I have agreed to be monogamous in two cases where I would rather have stayed polyamorous, because these girls wouldn't accept it. It was a take-it-or-leave-it situation, and I 'took it' in these cases.

This is a generalization, but men who can stick to their principles are generally more attractive.

Look at it this way: if you can actually "get away with" having relationships that meet your preference, then this is social proof that you are being judged valuable enough ("in the marketplace") to be worth having non-exclusively.

Conversely, if you accede to a request for monogamy, this is evidence that you do not consider yourself that valuable, or that you are unable to get other people to agree with your value assessment.

In short: acceding to a request for monogamy in overt contradiction of your preference is a statement of low self-esteem/confidence, and would be expected to reduce your attractiveness even to the person who made the request for monogamy.

Did the passion in those relationships increase or decrease following your concession?
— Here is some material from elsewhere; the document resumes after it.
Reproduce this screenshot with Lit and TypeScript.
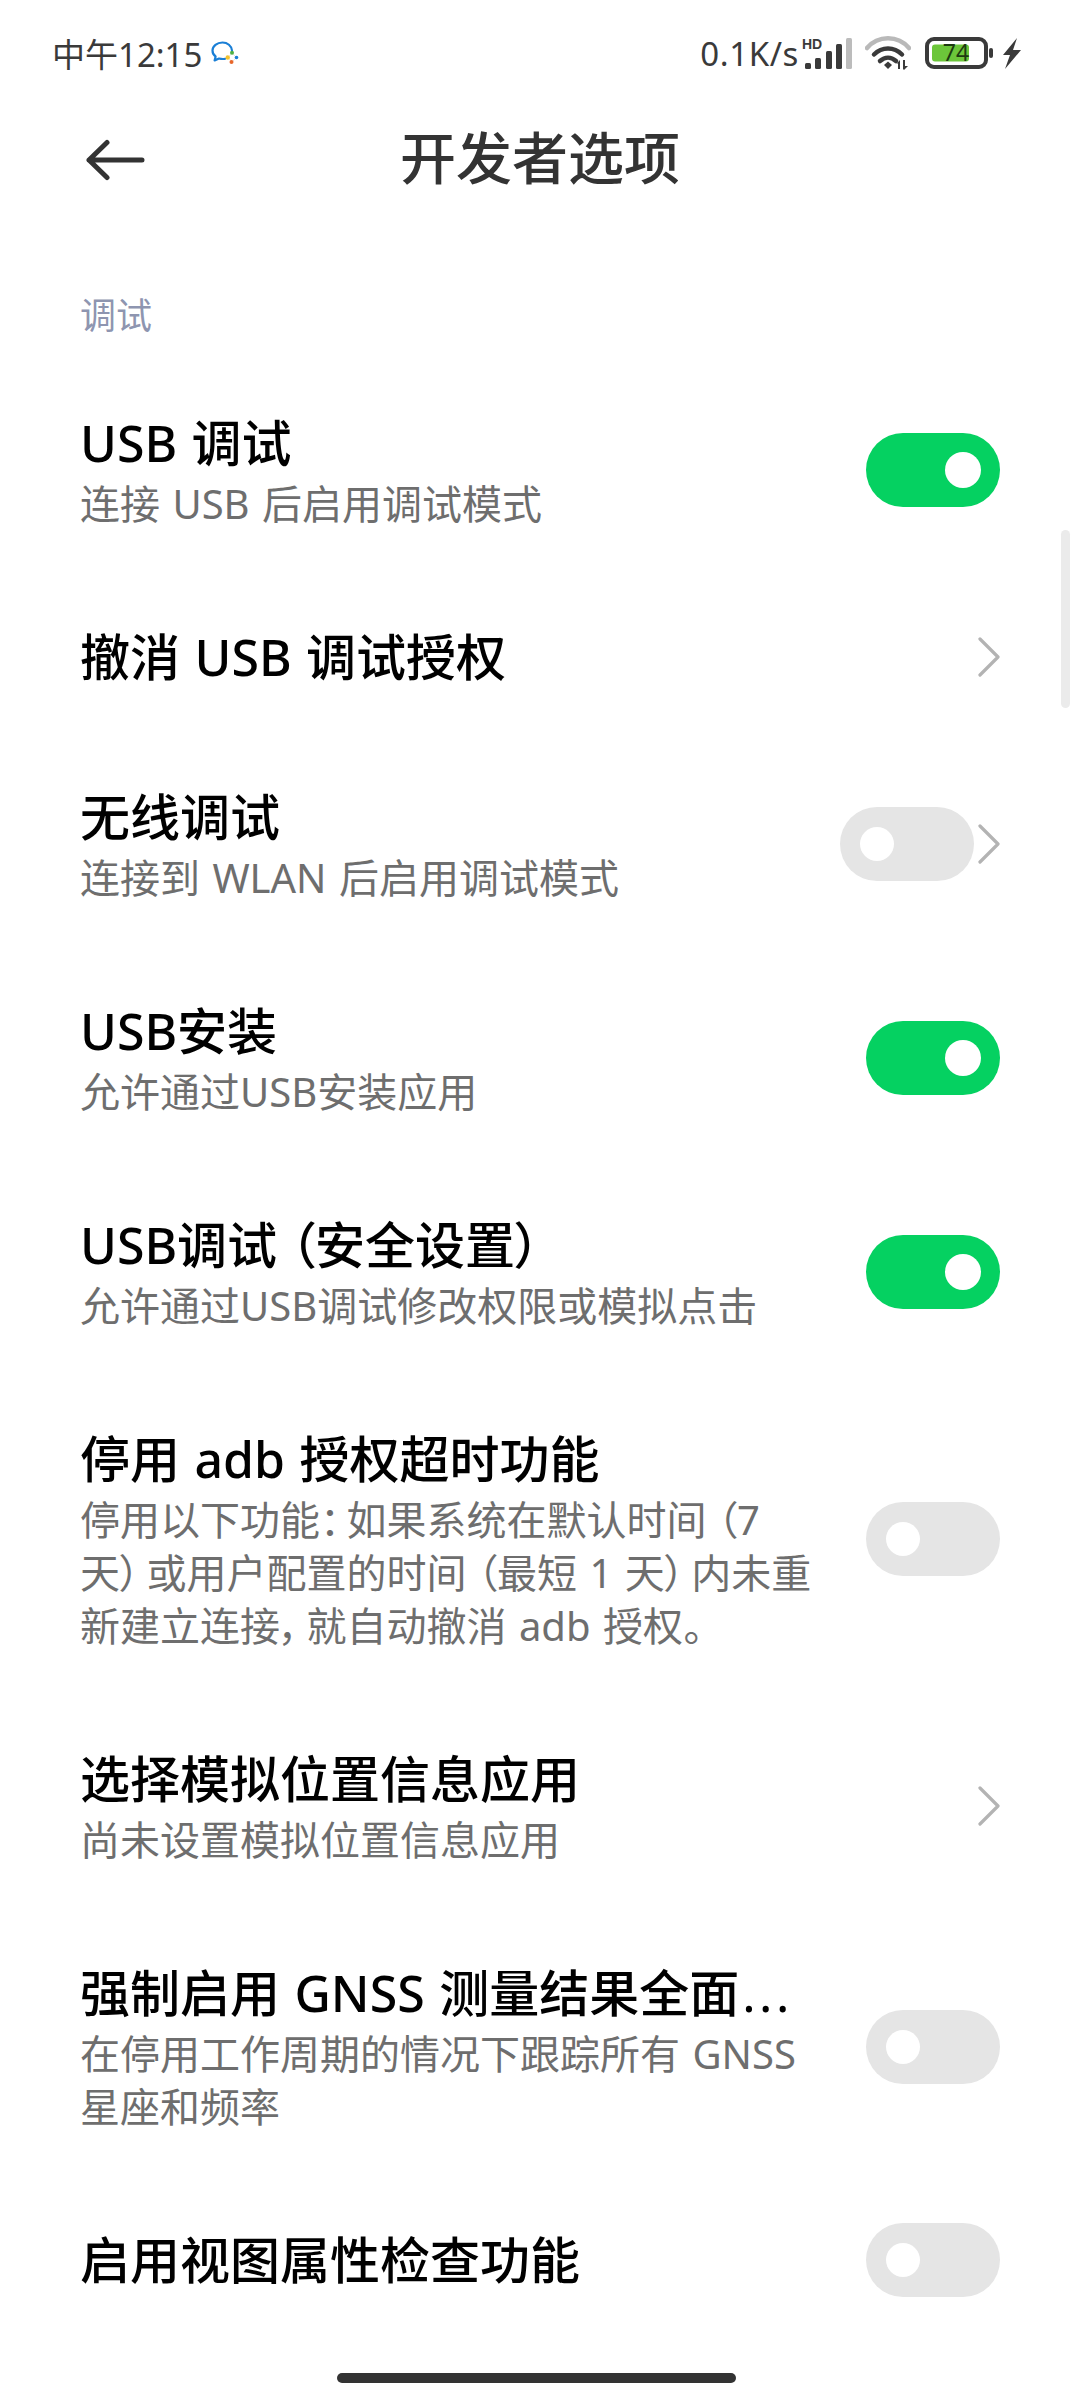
import { LitElement, html, css, svg } from 'lit';
import { customElement } from 'lit/decorators.js';

type Row = {
  title: string;
  sub?: string[];
  toggle?: 'on' | 'off';
  chevron?: boolean;
};

const rows: Row[] = [
  { title: 'USB 调试', sub: ['连接 USB 后启用调试模式'], toggle: 'on' },
  { title: '撤消 USB 调试授权', chevron: true },
  { title: '无线调试', sub: ['连接到 WLAN 后启用调试模式'], toggle: 'off', chevron: true },
  { title: 'USB安装', sub: ['允许通过USB安装应用'], toggle: 'on' },
  { title: 'USB调试（安全设置）', sub: ['允许通过USB调试修改权限或模拟点击'], toggle: 'on' },
  {
    title: '停用 adb 授权超时功能',
    sub: ['停用以下功能：如果系统在默认时间（7', '天）或用户配置的时间（最短 1 天）内未重', '新建立连接，就自动撤消 adb 授权。'],
    toggle: 'off',
  },
  { title: '选择模拟位置信息应用', sub: ['尚未设置模拟位置信息应用'], chevron: true },
  {
    title: '强制启用 GNSS 测量结果全面...',
    sub: ['在停用工作周期的情况下跟踪所有 GNSS', '星座和频率'],
    toggle: 'off',
  },
  { title: '启用视图属性检查功能', toggle: 'off' },
];

const chevron = svg`<path d="M2 2 L20 20 L2 38" fill="none" stroke="#b3b3b3" stroke-width="3.2" stroke-linecap="round" stroke-linejoin="round"/>`;

// the phone font sets CJK punctuation narrow with a gap on the outer side
function punct(text: string) {
  return text.split(/([（），：]|\.\.\.)/).map((part) => {
    if (part === '（') return html`<span class="open">${part}</span>`;
    if (part === '）' || part === '，' || part === '：') return html`<span class="close">${part}</span>`;
    if (part === '...') return html`<span class="dots">${part}</span>`;
    return part;
  });
}

@customElement('app-root')
export class AppRoot extends LitElement {
  static styles = css`
    :host {
      display: block;
      width: 1080px;
      height: 2400px;
      background: #fff;
      overflow: hidden;
      position: relative;
      font-family: 'Noto Sans', 'Noto Sans CJK SC', sans-serif;
      font-feature-settings: 'palt';
    }

    .status {
      height: 106px;
      padding: 0 58px 0 52px;
      box-sizing: border-box;
      display: flex;
      align-items: center;
      color: #3a3a3a;
      font-size: 33px;
    }

    .status .chat {
      margin-left: 9px;
    }

    .status .spacer {
      flex: 1;
    }

    .status .speed {
      font-size: 33px;
      letter-spacing: 0.6px;
    }

    .status svg {
      display: block;
    }

    .signal {
      margin-left: 3px;
    }

    .wifi {
      margin-left: 13px;
    }

    .battery {
      margin-left: 14px;
    }

    .bolt {
      margin-left: 7px;
    }

    .toolbar {
      height: 104px;
      box-sizing: border-box;
      padding-bottom: 7px;
      position: relative;
      display: flex;
      align-items: center;
      justify-content: center;
    }

    .back {
      position: absolute;
      left: 86px;
      top: 33px;
    }

    .toolbar h1 {
      margin: 0;
      font-size: 56px;
      font-weight: 500;
      color: #333;
    }

    .section {
      margin-top: 79px;
      padding: 0 80px;
      font-size: 36px;
      line-height: 54px;
      color: #8e95b0;
      height: 74px;
    }

    .row {
      display: flex;
      align-items: center;
      padding: 47px 80px 47px 80px;
    }

    .text {
      flex: 1;
      min-width: 0;
    }

    .title {
      font-size: 50px;
      line-height: 66px;
      font-weight: 500;
      color: #000;
      white-space: nowrap;
      word-spacing: 1.5px;
    }

    .title .open {
      margin-left: 13px;
    }

    .title .close {
      margin-right: 13px;
    }

    .title .dots {
      font-weight: 400;
      letter-spacing: 3.5px;
      margin-left: 3px;
    }

    .title + .sub {
      margin-top: 1px;
    }

    .sub {
      font-size: 40px;
      line-height: 53px;
      color: #6e6e6e;
      white-space: nowrap;
      word-spacing: 2px;
    }

    .sub .open {
      margin-left: 10.5px;
    }

    .sub .close {
      margin-right: 6.5px;
    }

    .controls {
      display: flex;
      align-items: center;
      gap: 4px;
      margin: -10px 0;
    }

    .toggle {
      width: 134px;
      height: 74px;
      border-radius: 37px;
      background: #e5e5e5;
      position: relative;
    }

    .toggle.on {
      background: #05d161;
    }

    .knob {
      position: absolute;
      top: 20px;
      left: 20px;
      width: 34px;
      height: 34px;
      border-radius: 50%;
      background: #fff;
    }

    .toggle.on .knob {
      left: 79px;
      width: 36px;
      height: 36px;
      top: 19px;
    }

    .scrollbar {
      position: absolute;
      left: 1061px;
      top: 530px;
      width: 9px;
      height: 178px;
      border-radius: 5px;
      background: #ebebeb;
    }

    .home {
      position: absolute;
      left: 337px;
      top: 2373px;
      width: 399px;
      height: 10px;
      border-radius: 5px;
      background: #333;
    }
  `;

  private renderStatus() {
    return html`
      <div class="status">
        <span class="time">中午12:15</span>
        <svg class="chat" width="28" height="24" viewBox="0 0 28 24">
          <path d="M21 9.500C20.500 4.800 16.500 1.500 11.500 1.500C6 1.500 1.500 5 1.500 9.500C1.500 12 2.700 14.200 4.600 15.500L3.600 19.500L8 17.500C10 18 12 18.200 14 17.800" fill="none" stroke="#1a7fd6" stroke-width="2.200" stroke-linecap="round" stroke-linejoin="round"/>
          <path d="M17 16.500L21 12M21 12L25.500 16.500M25.500 16.500L21 21M21 21L17 16.500" fill="none" stroke="#e5e5e5" stroke-width="1"/>
          <circle cx="16.700" cy="16.500" r="2.200" fill="#f2c230"/>
          <circle cx="21" cy="11.700" r="2" fill="#4fb044"/>
          <circle cx="25.500" cy="16.500" r="1.800" fill="#1a7fd6"/>
          <circle cx="20.500" cy="21" r="2" fill="#e8662a"/>
        </svg>
        <span class="spacer"></span>
        <span class="speed">0.1K/s</span>
        <svg class="signal" width="50" height="32" viewBox="0 0 50 32">
          <text x="0" y="12" font-size="14" font-weight="700" fill="#3a3a3a" font-family="Liberation Sans">HD</text>
          <rect x="3" y="26" width="6" height="6" rx="1.500" fill="#3a3a3a"/>
          <rect x="13" y="21" width="6" height="11" rx="1.500" fill="#3a3a3a"/>
          <rect x="24" y="14" width="6" height="18" rx="1.500" fill="#3a3a3a"/>
          <rect x="34" y="7" width="6" height="25" rx="1.500" fill="#3a3a3a"/>
          <rect x="44" y="1" width="6" height="31" rx="1.500" fill="#bcbcbc"/>
        </svg>
        <svg class="wifi" width="46" height="34" viewBox="0 0 46 34">
          <path d="M2 12 C13 -1 33 -1 44 12" fill="none" stroke="#b9b9b9" stroke-width="4.500" stroke-linecap="round"/>
          <path d="M9 18.500 C17 10.500 29 10.500 37 18.500" fill="none" stroke="#3a3a3a" stroke-width="4.500" stroke-linecap="round"/>
          <path d="M15 25 C20 20.500 26 20.500 31 25" fill="none" stroke="#3a3a3a" stroke-width="4.500" stroke-linecap="round"/>
          <path d="M19 29 L23 25.500 L27 29 L23 33 Z" fill="#3a3a3a"/>
          <path d="M32 27 L35 24 V33 H33 V28 Z M38 24 H40 V30 L43 30 L39 34 L38 33 Z" fill="#3a3a3a"/>
        </svg>
        <svg class="battery" width="70" height="32" viewBox="0 0 70 32">
          <rect x="2" y="2" width="59" height="28" rx="7" fill="none" stroke="#3a3a3a" stroke-width="4"/>
          <rect x="7" y="7.500" width="37" height="17" rx="3" fill="#6cc63a"/>
          <text x="31" y="24" text-anchor="middle" font-size="23" fill="#1d3a10" font-family="Noto Sans">74</text>
          <rect x="64" y="11" width="4" height="10" rx="2" fill="#3a3a3a"/>
        </svg>
        <svg class="bolt" width="20" height="31" viewBox="0 0 20 31">
          <path d="M15 0 L1 17 H8 L3 31 L19 12 H11 Z" fill="#3a3a3a"/>
        </svg>
      </div>
    `;
  }

  private renderRow(r: Row) {
    return html`
      <div class="row">
        <div class="text">
          <div class="title">${punct(r.title)}</div>
          ${(r.sub ?? []).map((l) => html`<div class="sub">${punct(l)}</div>`)}
        </div>
        <div class="controls">
          ${r.toggle
            ? html`<div class="toggle ${r.toggle}"><div class="knob"></div></div>`
            : null}
          ${r.chevron
            ? html`<svg width="22" height="40" viewBox="0 0 22 40">${chevron}</svg>`
            : null}
        </div>
      </div>
    `;
  }

  render() {
    return html`
      ${this.renderStatus()}
      <div class="toolbar">
        <svg class="back" width="62" height="42" viewBox="0 0 62 42">
          <path d="M3 21 H56 M21 3.500 L3 21 L21 38.500" fill="none" stroke="#333" stroke-width="5" stroke-linecap="round" stroke-linejoin="round"/>
        </svg>
        <h1>开发者选项</h1>
      </div>
      <div class="section">调试</div>
      ${rows.map((r) => this.renderRow(r))}
      <div class="scrollbar"></div>
      <div class="home"></div>
    `;
  }
}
I would guess it decreased, and by more than would have occurred had you not made explicit your preference for polyamory.

If you want polyamory, you'll have to make it a principle, not a preference, and (IMO) state it before someone is even in the position of considering a relationship with you. In this way, merely interacting with you expresses a tacit commitment to at least consider it, and as your perceived attractiveness increases, so will the apparent reasonableness of your principle.

And, your attractiveness increases with your perceived willingness to sacrifice for your principles: this is a highly-valued trait, and a big part of why firefighters, soldiers, doctors, etc. are considered more attractive (than the same person without the role), even though an aspect of their sacrifice is decreased availability to their mates.

Edit: fixed typo of "over" for "overt"

Comment author: juliawise 08 October 2011 02:28:52AM 3 points [-]

Something like this happens in Dorothy Sayer's novel "Strong Poison", and I gather it happened in the author's life (but she couldn't talk about it, it being the 1930s). Man demands non-marriage relationship, woman gives in, man later concedes to marriage, woman flips out and leaves him.